The county staunchly defended its right to bill Jones, citing Kentucky law from 2000 that claims non-convicted inmates in jail may be held fiscally responsible for their stay.

"A prisoner in a county jail shall be required by the sentencing court to reimburse the county for expenses incurred by reason of the prisoner's confinement," it states.

The defense team wrote in their court brief that "neither the Kentucky Constitution, the Kentucky Revised Statutes or common law require a refund of those fees if the person is found innocent."

Jones' legal team released a statement calling his experience "an affront to the bedrock American principle that a citizen is presumed innocent until proven guilty."

"The government can't punish people unless and until they are found guilty of the crimes they are alleged to have committed," his lawyers added in a legal briefing.

"Yet Kentucky counties have for years routinely kept the money they confiscate from persons on admission to their jails, allegedly to offset the costs of their confinement, after the charges against such persons have been dismissed or they have been acquitted."

According to Jones, this is the latest in a series of misfortunate events he has faced since his initial arrest.
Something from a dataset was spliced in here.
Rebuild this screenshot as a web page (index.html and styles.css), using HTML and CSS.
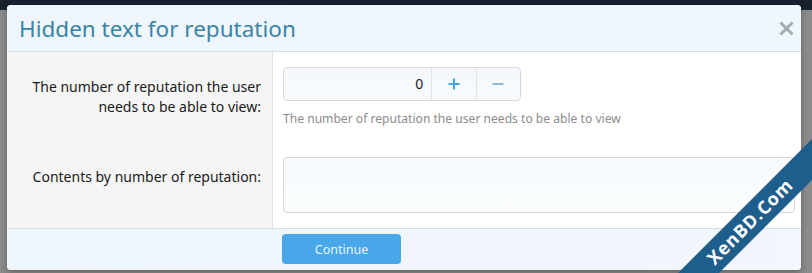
FILE: index.html
```html
<!DOCTYPE html>
<html lang="en">
<head>
  <meta charset="UTF-8">
  <title>Hidden text for reputation</title>
  <link rel="stylesheet" href="styles.css">
</head>
<body>
  <div class="overlay">
    <div class="modal">
      <div class="modal-head">
        <h2>Hidden text for reputation</h2>
        <span class="close">
          <svg width="15" height="15" viewBox="0 0 15 15"><path d="M1.5 1.5 L13.5 13.5 M13.5 1.5 L1.5 13.5" stroke="#a3adb3" stroke-width="3" fill="none"/></svg>
        </span>
      </div>

      <div class="modal-body">
        <div class="row first">
          <div class="label">The number of reputation the user needs to be able to view:</div>
          <div class="field">
            <div class="number-box">
              <div class="number-input">0</div>
              <span class="step">
                <svg width="12" height="12" viewBox="0 0 12 12"><path d="M6 0.5 V11.5 M0.5 6 H11.5" stroke="#47a2e0" stroke-width="2" fill="none"/></svg>
              </span>
              <span class="step">
                <svg width="12" height="12" viewBox="0 0 12 12"><path d="M0.5 6 H11.5" stroke="#8cb9dc" stroke-width="2" fill="none"/></svg>
              </span>
            </div>
            <p class="explain">The number of reputation the user needs to be able to view</p>
          </div>
        </div>

        <div class="row last">
          <div class="label">Contents by number of reputation:</div>
          <div class="field">
            <div class="textbox"></div>
          </div>
        </div>
      </div>

      <div class="modal-foot">
        <button>Continue</button>
      </div>
    </div>

    <div class="ribbon">XenBD.Com</div>
  </div>
</body>
</html>
```

FILE: styles.css
```css
body {
  margin: 0;
  font-family: "Noto Sans", "Open Sans", sans-serif;
  background: #8b8b8b;
  overflow: hidden;
}
.overlay {
  position: relative;
  height: 273px;
  overflow: hidden;
  padding: 5px 11px 0 7px;
  box-sizing: border-box;
  background: linear-gradient(#18222e 0, #18222e 10px, #8b8b8b 10px);
}
.modal {
  width: 794px;
  height: 265px;
  background: #fff;
  border-radius: 4px;
  overflow: hidden;
  display: flex;
  flex-direction: column;
  box-shadow: 0 2px 6px rgba(0, 0, 0, 0.3);
}
.modal-head {
  height: 46px;
  flex: none;
  display: flex;
  align-items: center;
  justify-content: space-between;
  padding: 0 5px 0 12px;
  background: linear-gradient(to right, #eef5fb, #f0f7fc);
  border-bottom: 1px solid #d6dde3;
}
.modal-head h2 {
  margin: 0;
  font-weight: normal;
  font-size: 22.5px;
  color: #3a84a7;
}
.close {
  display: flex;
  width: 20px;
  justify-content: center;
}
.modal-body {
  flex: 1;
  display: flex;
  flex-direction: column;
}
.row {
  display: flex;
}
.row.first {
  height: 90px;
}
.row.last {
  flex: 1;
}
.label {
  width: 254px;
  flex: none;
  padding: 25px 11px 0 0;
  background: #f5f5f5;
  border-right: 1px solid #e2e2e2;
  text-align: right;
  font-size: 14px;
  line-height: 20px;
  color: #1a1a1a;
}
.field {
  flex: 1;
  padding: 15px 6px 0 10px;
}
.number-box {
  display: flex;
  width: 238px;
  height: 34px;
  border: 1px solid #d8d8d8;
  border-radius: 4px;
  box-sizing: border-box;
  background: linear-gradient(#f4f8fc, #f7fafd);
}
.number-input {
  width: 149px;
  padding-right: 8px;
  box-sizing: border-box;
  text-align: right;
  line-height: 32px;
  font-size: 14px;
  color: #222;
}
.step {
  width: 44px;
  display: flex;
  align-items: center;
  justify-content: center;
  border-left: 1px solid #dfe4e8;
}
.explain {
  margin: 9px 0 0;
  font-size: 12.1px;
  color: #8c8c8c;
}
.textbox {
  height: 56px;
  border: 1px solid #d8d8d8;
  border-radius: 4px;
  box-sizing: border-box;
  background: linear-gradient(#f6f9fc, #fbfdfe);
}
.modal-foot {
  height: 42px;
  flex: none;
  border-top: 1px solid #d6dde3;
  background: linear-gradient(to right, #eef5fb, #f1f7fc);
  padding: 5px 0 0 275px;
  box-sizing: border-box;
}
.modal-foot button {
  width: 119px;
  height: 30px;
  border: none;
  border-radius: 4px;
  background: #47a7e8;
  color: #e8f4fd;
  font-family: "Noto Sans", "Open Sans", sans-serif;
  font-size: 12.5px;
  cursor: pointer;
}
.ribbon {
  position: absolute;
  left: 600px;
  top: 207px;
  width: 300px;
  height: 29px;
  line-height: 29px;
  transform: rotate(-45deg);
  background: #1e5d8c;
  color: #fff;
  text-align: center;
  font-family: "Open Sans", sans-serif;
  font-weight: bold;
  font-size: 18px;
  letter-spacing: 0.8px;
}
```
He claimed in a deposition that as a result of the county, he cannot get a job, live in his hometown or maintain a relationship.

"My reputation, it's shot," he said. "I've got people that I've known for years won't have anything to do with me anymore because they believe the law."

Alternatively, last year a New Jersey man who was found wrongfully convicted of rape was compensated by the state after a two-year battle.